Halifax’s pulse beats the loudest downtown, where the waterfront and the Seaport Farmers’ Market act as the anchors and the iconic Citadel Hill presides over it all. In between is a grid of streets packed high and tight with historic and modern buildings testifying to the city’s 200-plus years and 21st-century hopes. Here craft beer bars and classic pubs reside alongside fine dining restaurants, bistros with seafood caught today and unbeatable late-night takeout.


Bordering downtown and extending to the tip of the peninsula is the South End, a colonial time capsule meets cosmopolitan hub. Think award-winning Thai and Japanese restaurants near Turkish and Persian gems. Think of a craft beer garden by old-world Italian restos and old-school burger joints. And think of the city’s newest meeting place: the Central Library, a five-floor glass living room with two cafés, including one on the top floor with breathtaking views of the harbour.


The North End is a tight-knit community with strong African-Nova Scotian roots where craft breweries and farm-to-table restaurants share streets with urban gardens and colourful row houses. This is where the city’s trendsetters go to play, an enclave for artists, baristas, bartenders and chefs looking to tap into the neighbourhood’s built-in grit while forging something new. This is Halifax at its most creative.

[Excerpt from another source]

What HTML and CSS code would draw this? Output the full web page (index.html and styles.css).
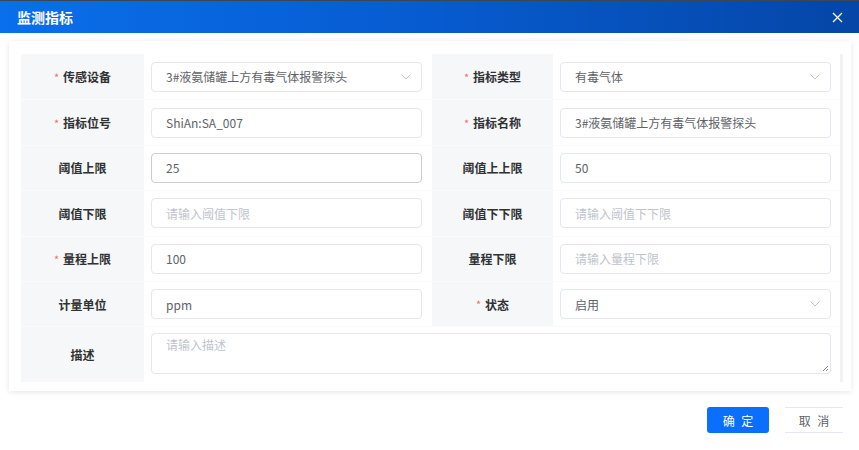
FILE: index.html
```html
<!DOCTYPE html>
<html lang="zh">
<head>
<meta charset="utf-8">
<title>监测指标</title>
<link rel="stylesheet" href="styles.css">
</head>
<body>
<div class="dialog">
  <div class="header">
    <span class="title">监测指标</span>
    <svg class="close" width="11" height="11" viewBox="0 0 11 11"><path d="M1 1L10 10M10 1L1 10" stroke="#fff" stroke-width="1.3" fill="none"/></svg>
  </div>
  <div class="body">
    <div class="card">
      <div class="table">
        <div class="row">
          <div class="label"><span class="req">*</span>传感设备</div>
          <div class="cell"><div class="input select"><span>3#液氨储罐上方有毒气体报警探头</span><svg class="arrow" width="10" height="6" viewBox="0 0 10 6"><path d="M0.5 0.5L5 5L9.5 0.5" stroke="#c0c4cc" stroke-width="1" fill="none"/></svg></div></div>
          <div class="label"><span class="req">*</span>指标类型</div>
          <div class="cell r"><div class="input select"><span>有毒气体</span><svg class="arrow" width="10" height="6" viewBox="0 0 10 6"><path d="M0.5 0.5L5 5L9.5 0.5" stroke="#c0c4cc" stroke-width="1" fill="none"/></svg></div></div>
        </div>
        <div class="row">
          <div class="label"><span class="req">*</span>指标位号</div>
          <div class="cell"><div class="input"><span>ShiAn:SA_007</span></div></div>
          <div class="label"><span class="req">*</span>指标名称</div>
          <div class="cell r"><div class="input"><span>3#液氨储罐上方有毒气体报警探头</span></div></div>
        </div>
        <div class="row">
          <div class="label">阈值上限</div>
          <div class="cell"><div class="input focus"><span>25</span></div></div>
          <div class="label">阈值上上限</div>
          <div class="cell r"><div class="input"><span>50</span></div></div>
        </div>
        <div class="row">
          <div class="label">阈值下限</div>
          <div class="cell"><div class="input"><span class="ph">请输入阈值下限</span></div></div>
          <div class="label">阈值下下限</div>
          <div class="cell r"><div class="input"><span class="ph">请输入阈值下下限</span></div></div>
        </div>
        <div class="row">
          <div class="label"><span class="req">*</span>量程上限</div>
          <div class="cell"><div class="input"><span>100</span></div></div>
          <div class="label">量程下限</div>
          <div class="cell r"><div class="input"><span class="ph">请输入量程下限</span></div></div>
        </div>
        <div class="row">
          <div class="label">计量单位</div>
          <div class="cell"><div class="input"><span>ppm</span></div></div>
          <div class="label"><span class="req">*</span>状态</div>
          <div class="cell r"><div class="input select"><span>启用</span><svg class="arrow" width="10" height="6" viewBox="0 0 10 6"><path d="M0.5 0.5L5 5L9.5 0.5" stroke="#c0c4cc" stroke-width="1" fill="none"/></svg></div></div>
        </div>
        <div class="row tall">
          <div class="label">描述</div>
          <div class="cell wide"><div class="textarea"><span class="ph">请输入描述</span><svg class="grip" width="7" height="7" viewBox="0 0 7 7"><path d="M1 6L6 1M4 6L6 4" stroke="#777" stroke-width="0.9" fill="none"/></svg></div></div>
        </div>
      </div>
    </div>
    <div class="footer">
      <button class="btn primary">确 定</button>
      <button class="btn plain">取 消</button>
    </div>
  </div>
</div>
</body>
</html>
```
FILE: styles.css
```css
html, body {
  margin: 0;
  padding: 0;
  background: #fff;
  font-family: "Noto Sans CJK SC", "Noto Sans", sans-serif;
}
.dialog {
  width: 859px;
  height: 450px;
  overflow: hidden;
  background: #fff;
}
.header {
  height: 32px;
  border-top: 1px solid #3a4656;
  background: linear-gradient(90deg, #0a6fea 0%, #075bd0 50%, #0546a6 100%);
  display: flex;
  align-items: center;
  justify-content: space-between;
  padding: 0 16px 0 17px;
}
.title {
  color: #fff;
  font-size: 14px;
  font-weight: 700;
  line-height: 1;
}
.close {
  display: block;
}
.body {
  padding: 8px 8px 0 9px;
}
.card {
  background: #fff;
  box-shadow: 0 1px 6px rgba(0, 0, 0, 0.10);
  padding: 13px 8px 9px 12px;
}
.table {
  display: flex;
  flex-direction: column;
  border-right: 3px solid #f1f2f6;
}
.row {
  display: grid;
  grid-template-columns: 123px 288px 121px 287px;
  height: 45.4px;
  border-top: 1px solid #fbfbfc;
  box-sizing: border-box;
}
.row:first-child {
  border-top: none;
}
.row.tall {
  grid-template-columns: 123px 696px;
  height: 56px;
}
.label {
  background: #f6f7f9;
  display: flex;
  align-items: center;
  justify-content: center;
  font-size: 12px;
  font-weight: 700;
  color: #303133;
}
.req {
  color: #f56c6c;
  font-weight: 400;
  margin-right: 4px;
  font-size: 11px;
}
.cell {
  display: flex;
  align-items: center;
  padding: 0 10px 0 7px;
}
.cell.r {
  padding: 0 9px 0 7px;
}
.cell.wide {
  align-items: flex-start;
  padding: 6px 9px 0 7px;
}
.input {
  flex: 1;
  height: 30px;
  box-sizing: border-box;
  border: 1px solid #e4e7ed;
  border-radius: 4px;
  display: flex;
  align-items: center;
  justify-content: space-between;
  padding: 0 10px 0 14px;
  font-size: 12px;
  color: #606266;
}
.input.focus {
  border-color: #c8ccd4;
}
.ph {
  color: #c0c4cc;
}
.arrow {
  display: block;
}
.textarea {
  flex: 1;
  height: 41px;
  box-sizing: border-box;
  border: 1px solid #e4e7ed;
  border-radius: 4px;
  position: relative;
  padding: 3px 14px;
  font-size: 12px;
  line-height: 16px;
}
.grip {
  position: absolute;
  right: 1px;
  bottom: 1px;
}
.footer {
  display: flex;
  justify-content: flex-end;
  gap: 16px;
  padding: 16px 8px 0 0;
}
.btn {
  font-family: "Noto Sans CJK SC", sans-serif;
  font-size: 12px;
  height: 26px;
  border-radius: 3px;
  cursor: pointer;
  letter-spacing: 2px;
  padding: 0 0 0 2px;
}
.btn.primary {
  width: 62px;
  background: #0a6ffd;
  color: #fff;
  border: none;
}
.btn.plain {
  width: 58px;
  background: #fff;
  color: #606266;
  border: none;
  border-top: 1px solid #e4e7ed;
  border-bottom: 1px solid #e4e7ed;
  border-radius: 0;
}
```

Underrated no more, the West End has Quinpool Road, one of the most diverse culinary streets in the Maritimes, and the Windsor and Cunard Streets hub, which is quickly becoming a gastronomic haven in the city. You’ll find everything from sushi to Korean barbecue here, a vegan restaurant to an Italian-American godsend, hip cafés to a Cambodian-via-Nova-Scotia dream of an eatery. This is also home to The Brooklyn Warehouse, a laidback bistro that tops many locals’ best-of lists.


Ten minutes by ferry from Downtown Halifax, this burgeoning neighbourhood with a stellar weekend farmers’ market is beginning to boom. Young creatives are moving in, and with them have come upscale comfort food eateries, a craft beer bar, a crêperie and cafés with beans roasted nearby. The hood’s blue-collar character is still worn proudly here, however, which hopefully stays put as the community continues to grow.


This fertile trough near the Bay of Fundy is where gently sloping vineyards, small farms and backroad gourmet eateries dot the landscape. Have a taste of the Valley’s fresh bounty on Saturday mornings at the Wolfville Farmers’ Market and then head out into the fields to see and toast to where it comes from. A good place to start is at a few of the 10-plus wineries found here, many famous for their award-winning sparklings and bright, crisp whites.


Classically Nova Scotian, the South Shore is all about rugged coastlines, pristine beaches, picturesque fishing communities and some of the freshest seafood in the province. For the best views, follow the meandering Lighthouse Route from Halifax to see why this is one of the top coastal destinations in the world. When you get hungry, stop into Lunenburg or Mahone Bay for a taste of the province’s most acclaimed restaurants.